One sufficient condition for $\lim_{x\to0}\frac{p(x)-q(x)}x = 0$ to imply $p = q$ is for $p$ and $q$ to be linear, i.e.

$p(x) = a+bx, \qquad q(x) = c+dx$

for some constants $a$, $b$, $c$ and $d$. Then

$\lim_{x\to0}\frac{p(x)-q(x)}x = \lim_{x\to0}\frac{a-c}x+b-d,$

which is $0$ if and only if $a = c$ and $b = d$.


On the other hand, if $p$ or $q$ are higher-order polynomials, the implication won't always hold; for example,

$\lim_{x\to0}\frac{ax^2-bx^2}x = \lim_{x\to0}\,(a-b)x = 0$

for any constants $a$ and $b$.

4

Generalizing from Ilmari Karonen's example, if $p(x)$ and $q(x)$ are analytic in a disk about $0$ then $\lim\limits_{x\to 0}(p(x)-q(x))/x = 0$ means $p(0) = q(0)$ and p'(0) = q'(0) but nothing more.

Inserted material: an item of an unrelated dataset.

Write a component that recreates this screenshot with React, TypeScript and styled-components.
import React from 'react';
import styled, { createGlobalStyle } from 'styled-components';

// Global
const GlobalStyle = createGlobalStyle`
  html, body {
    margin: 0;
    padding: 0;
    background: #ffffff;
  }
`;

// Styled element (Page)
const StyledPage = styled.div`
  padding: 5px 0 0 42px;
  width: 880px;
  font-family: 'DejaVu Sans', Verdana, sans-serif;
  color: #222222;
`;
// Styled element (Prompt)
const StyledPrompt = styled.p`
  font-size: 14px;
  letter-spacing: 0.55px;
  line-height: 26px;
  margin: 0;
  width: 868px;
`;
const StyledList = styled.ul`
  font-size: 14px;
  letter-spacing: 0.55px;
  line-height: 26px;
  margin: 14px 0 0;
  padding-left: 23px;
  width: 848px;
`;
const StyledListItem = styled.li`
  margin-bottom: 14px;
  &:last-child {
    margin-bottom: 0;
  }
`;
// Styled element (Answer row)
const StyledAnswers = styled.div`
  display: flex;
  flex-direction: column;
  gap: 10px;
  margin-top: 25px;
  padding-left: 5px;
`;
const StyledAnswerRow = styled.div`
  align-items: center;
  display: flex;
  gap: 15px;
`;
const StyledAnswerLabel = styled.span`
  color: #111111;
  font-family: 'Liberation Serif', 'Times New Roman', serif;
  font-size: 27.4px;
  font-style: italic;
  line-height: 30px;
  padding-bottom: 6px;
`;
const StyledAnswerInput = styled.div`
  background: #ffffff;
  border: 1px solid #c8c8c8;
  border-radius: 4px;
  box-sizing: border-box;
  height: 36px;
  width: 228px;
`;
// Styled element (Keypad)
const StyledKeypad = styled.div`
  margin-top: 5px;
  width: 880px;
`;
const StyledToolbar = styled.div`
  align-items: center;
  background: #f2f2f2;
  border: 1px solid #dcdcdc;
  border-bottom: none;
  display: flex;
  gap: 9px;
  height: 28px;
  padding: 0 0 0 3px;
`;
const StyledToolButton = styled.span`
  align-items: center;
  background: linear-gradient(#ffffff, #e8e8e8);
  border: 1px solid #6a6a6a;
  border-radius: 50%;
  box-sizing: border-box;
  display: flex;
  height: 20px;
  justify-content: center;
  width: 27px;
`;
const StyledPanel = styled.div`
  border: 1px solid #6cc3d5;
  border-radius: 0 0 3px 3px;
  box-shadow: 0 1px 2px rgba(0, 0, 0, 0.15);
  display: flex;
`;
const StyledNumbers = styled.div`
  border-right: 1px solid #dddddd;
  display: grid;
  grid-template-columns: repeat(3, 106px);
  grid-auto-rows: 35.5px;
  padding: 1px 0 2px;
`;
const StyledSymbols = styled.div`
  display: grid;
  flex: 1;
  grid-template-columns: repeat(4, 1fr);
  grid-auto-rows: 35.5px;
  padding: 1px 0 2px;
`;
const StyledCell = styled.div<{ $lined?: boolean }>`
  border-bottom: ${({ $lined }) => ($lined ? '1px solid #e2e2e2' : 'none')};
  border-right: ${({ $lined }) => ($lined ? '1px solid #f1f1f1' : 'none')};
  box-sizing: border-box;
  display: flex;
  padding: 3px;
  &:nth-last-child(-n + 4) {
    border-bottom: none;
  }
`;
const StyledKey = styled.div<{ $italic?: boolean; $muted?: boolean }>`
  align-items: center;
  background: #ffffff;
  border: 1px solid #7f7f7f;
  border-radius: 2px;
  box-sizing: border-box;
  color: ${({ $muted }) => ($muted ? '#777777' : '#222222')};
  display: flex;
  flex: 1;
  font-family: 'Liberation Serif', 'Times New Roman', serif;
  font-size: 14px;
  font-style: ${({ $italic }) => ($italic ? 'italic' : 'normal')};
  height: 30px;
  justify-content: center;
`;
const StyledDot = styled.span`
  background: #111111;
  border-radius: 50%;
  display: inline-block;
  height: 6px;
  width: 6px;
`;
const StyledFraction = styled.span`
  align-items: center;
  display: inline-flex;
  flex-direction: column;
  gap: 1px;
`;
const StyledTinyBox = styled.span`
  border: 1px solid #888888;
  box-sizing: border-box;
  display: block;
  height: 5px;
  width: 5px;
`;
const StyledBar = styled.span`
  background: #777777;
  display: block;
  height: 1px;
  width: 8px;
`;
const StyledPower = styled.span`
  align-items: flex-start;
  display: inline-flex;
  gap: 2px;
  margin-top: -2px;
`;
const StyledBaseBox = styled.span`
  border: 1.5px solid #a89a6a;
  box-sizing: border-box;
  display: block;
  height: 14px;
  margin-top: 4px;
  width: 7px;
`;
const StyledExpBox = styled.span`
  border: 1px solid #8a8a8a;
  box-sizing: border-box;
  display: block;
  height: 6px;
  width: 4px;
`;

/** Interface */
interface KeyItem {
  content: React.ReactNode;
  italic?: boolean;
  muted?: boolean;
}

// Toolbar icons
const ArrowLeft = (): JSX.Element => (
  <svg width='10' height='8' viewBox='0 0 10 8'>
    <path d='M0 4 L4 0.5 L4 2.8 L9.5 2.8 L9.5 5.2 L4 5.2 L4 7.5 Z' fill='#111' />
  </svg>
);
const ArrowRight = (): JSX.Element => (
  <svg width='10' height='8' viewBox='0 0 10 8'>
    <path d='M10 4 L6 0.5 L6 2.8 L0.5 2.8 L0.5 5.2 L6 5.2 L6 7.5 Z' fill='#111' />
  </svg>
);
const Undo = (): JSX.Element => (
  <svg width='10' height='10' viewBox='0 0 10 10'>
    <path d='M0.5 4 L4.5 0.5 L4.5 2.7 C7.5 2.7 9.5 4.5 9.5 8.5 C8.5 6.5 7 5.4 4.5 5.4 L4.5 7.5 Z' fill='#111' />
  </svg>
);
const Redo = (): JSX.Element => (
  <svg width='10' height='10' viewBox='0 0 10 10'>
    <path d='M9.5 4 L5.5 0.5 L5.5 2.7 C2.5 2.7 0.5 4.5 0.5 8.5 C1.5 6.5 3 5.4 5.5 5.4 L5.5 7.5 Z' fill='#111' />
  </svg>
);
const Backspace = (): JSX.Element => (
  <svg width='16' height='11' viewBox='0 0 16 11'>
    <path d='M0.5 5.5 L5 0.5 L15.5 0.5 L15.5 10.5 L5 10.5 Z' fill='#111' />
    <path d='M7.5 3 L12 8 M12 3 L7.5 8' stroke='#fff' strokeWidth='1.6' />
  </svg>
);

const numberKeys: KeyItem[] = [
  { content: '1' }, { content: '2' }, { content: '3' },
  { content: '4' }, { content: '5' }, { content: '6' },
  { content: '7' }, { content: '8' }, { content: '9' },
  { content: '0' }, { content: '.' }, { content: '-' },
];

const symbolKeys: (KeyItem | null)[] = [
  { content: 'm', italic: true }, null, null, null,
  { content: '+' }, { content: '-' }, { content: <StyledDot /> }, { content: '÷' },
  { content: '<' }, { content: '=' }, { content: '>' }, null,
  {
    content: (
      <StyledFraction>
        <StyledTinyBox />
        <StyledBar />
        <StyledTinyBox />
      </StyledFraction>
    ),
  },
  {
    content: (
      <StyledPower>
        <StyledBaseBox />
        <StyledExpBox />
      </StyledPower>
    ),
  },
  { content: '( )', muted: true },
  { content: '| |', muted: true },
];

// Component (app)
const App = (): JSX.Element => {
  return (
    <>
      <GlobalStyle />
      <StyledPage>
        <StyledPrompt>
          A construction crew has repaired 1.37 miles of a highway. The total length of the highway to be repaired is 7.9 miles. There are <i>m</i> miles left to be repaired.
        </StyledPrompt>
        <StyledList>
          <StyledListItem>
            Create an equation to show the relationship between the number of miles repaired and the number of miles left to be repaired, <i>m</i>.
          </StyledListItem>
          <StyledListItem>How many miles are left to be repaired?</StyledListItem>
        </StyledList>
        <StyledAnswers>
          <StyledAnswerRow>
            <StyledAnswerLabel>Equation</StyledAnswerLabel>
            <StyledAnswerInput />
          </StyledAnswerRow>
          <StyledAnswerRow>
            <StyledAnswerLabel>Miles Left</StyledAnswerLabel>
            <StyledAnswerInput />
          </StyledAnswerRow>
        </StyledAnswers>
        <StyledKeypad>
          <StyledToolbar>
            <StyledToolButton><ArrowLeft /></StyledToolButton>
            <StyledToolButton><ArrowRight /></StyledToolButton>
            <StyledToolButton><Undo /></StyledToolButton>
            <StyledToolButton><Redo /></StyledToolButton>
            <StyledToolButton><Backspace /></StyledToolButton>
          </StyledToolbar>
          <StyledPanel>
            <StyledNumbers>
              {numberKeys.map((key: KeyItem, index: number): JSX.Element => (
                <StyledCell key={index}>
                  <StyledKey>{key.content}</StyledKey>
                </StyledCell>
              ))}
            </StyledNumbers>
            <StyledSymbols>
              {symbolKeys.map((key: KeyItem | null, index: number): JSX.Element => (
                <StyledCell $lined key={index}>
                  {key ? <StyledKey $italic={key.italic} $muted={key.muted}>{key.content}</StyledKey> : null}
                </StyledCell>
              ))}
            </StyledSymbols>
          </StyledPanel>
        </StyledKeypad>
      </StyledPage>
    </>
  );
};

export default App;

0 = \lim_{x \to 0} \frac{p(x) - q(x)}{x} = \lim_{x \to 0} \frac{1}{x} \left(\sum_{k=0}^\infty \frac{p^{(k)}(0) x^k}{k!} - \frac{q^{(k)}(0) x^k}{k!}\right) = \lim_{x \to 0} \frac{p(0) - q(0)}{x} + p'(0)- q'(0) \Rightarrow p(0) = q(0), p'(0) = q'(0).

In other words, for $p(x)$ and $q(x)$ analytic, $\lim_{x \to 0} \frac{p(x) - q(x)}{x} = 0$ simply means that $p(x)$ and $q(x)$ have the same linearization near $0$.

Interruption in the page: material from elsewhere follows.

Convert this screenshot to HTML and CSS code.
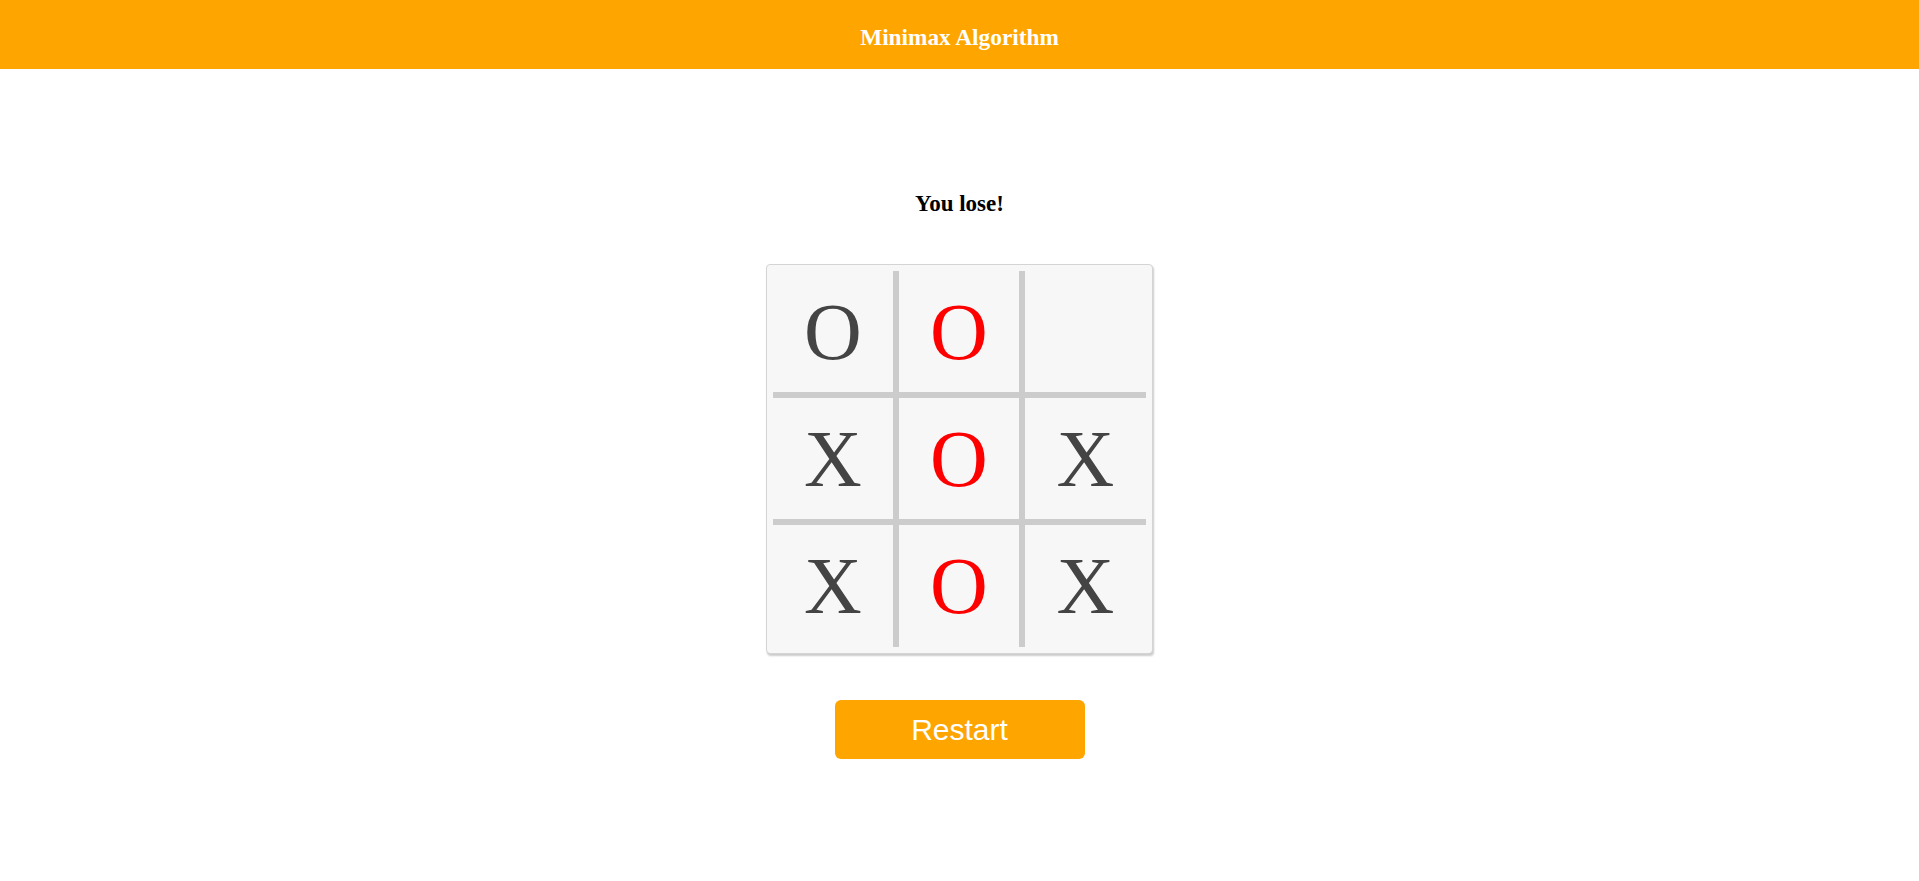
FILE: index.html
```html
<!DOCTYPE html>
<html>
<head>
<meta charset="utf-8">
<title>Minimax Algorithm</title>
<link rel="stylesheet" href="styles.css">
</head>
<body>
<header class="topbar">
  <h1 class="title">Minimax Algorithm</h1>
</header>
<main class="game">
  <h2 class="status">You lose!</h2>
  <div class="board">
    <div class="cell">O</div>
    <div class="cell win">O</div>
    <div class="cell"></div>
    <div class="cell">X</div>
    <div class="cell win">O</div>
    <div class="cell">X</div>
    <div class="cell">X</div>
    <div class="cell win">O</div>
    <div class="cell">X</div>
  </div>
  <button class="restart">Restart</button>
</main>
</body>
</html>
```

FILE: styles.css
```css
html, body {
  margin: 0;
  padding: 0;
  background: #ffffff;
}

body {
  font-family: "Liberation Serif", "Times New Roman", serif;
}

.topbar {
  height: 69px;
  background: #ffa500;
  display: flex;
  align-items: center;
  justify-content: center;
}

.title {
  margin: 0;
  padding-top: 6px;
  color: #ffffff;
  font-size: 23.3px;
  font-weight: bold;
  line-height: 27px;
}

.game {
  display: flex;
  flex-direction: column;
  align-items: center;
}

.status {
  margin: 122px 0 0 0;
  font-size: 23px;
  font-weight: bold;
  line-height: 25px;
  color: #000000;
}

.board {
  margin-top: 48px;
  display: grid;
  grid-template-columns: 120px 120px 121px;
  grid-template-rows: 121px 121px 122px;
  gap: 6px;
  padding: 6px;
  background: #f7f7f7;
  border: 1px solid #d4d4d4;
  border-radius: 4px;
  box-shadow: 1px 2px 2px #cccccc;
  background-clip: padding-box;
  position: relative;
}

.board::before {
  content: "";
  position: absolute;
  inset: 6px;
  background: #cccccc;
  z-index: 0;
}

.cell {
  position: relative;
  z-index: 1;
  background: #f7f7f7;
  display: flex;
  align-items: center;
  justify-content: center;
  font-size: 80px;
  line-height: 1;
  color: #444444;
}

.cell.win {
  color: #ff0000;
}

.restart {
  margin-top: 46px;
  width: 250px;
  height: 59px;
  border: none;
  border-radius: 6px;
  background: #ffa500;
  color: #ffffff;
  font-family: "Liberation Sans", Arial, sans-serif;
  font-size: 30px;
  padding: 0;
  cursor: pointer;
}
```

This can be used to construct all kinds of functions for which $\lim_{x \to 0} \frac{p(x) - q(x)}{x} = 0$ but $p(x) \neq q(x)$: Just let $p(x)$ be any function that admits a first-order Taylor polynomial approximation near $0$, and let $q(x)$ be that first-order Taylor approximation. For example, $p(x) = \sin x, q(x) = x$. Or $p(x) = \cos x, q(x) = 1$. Etc.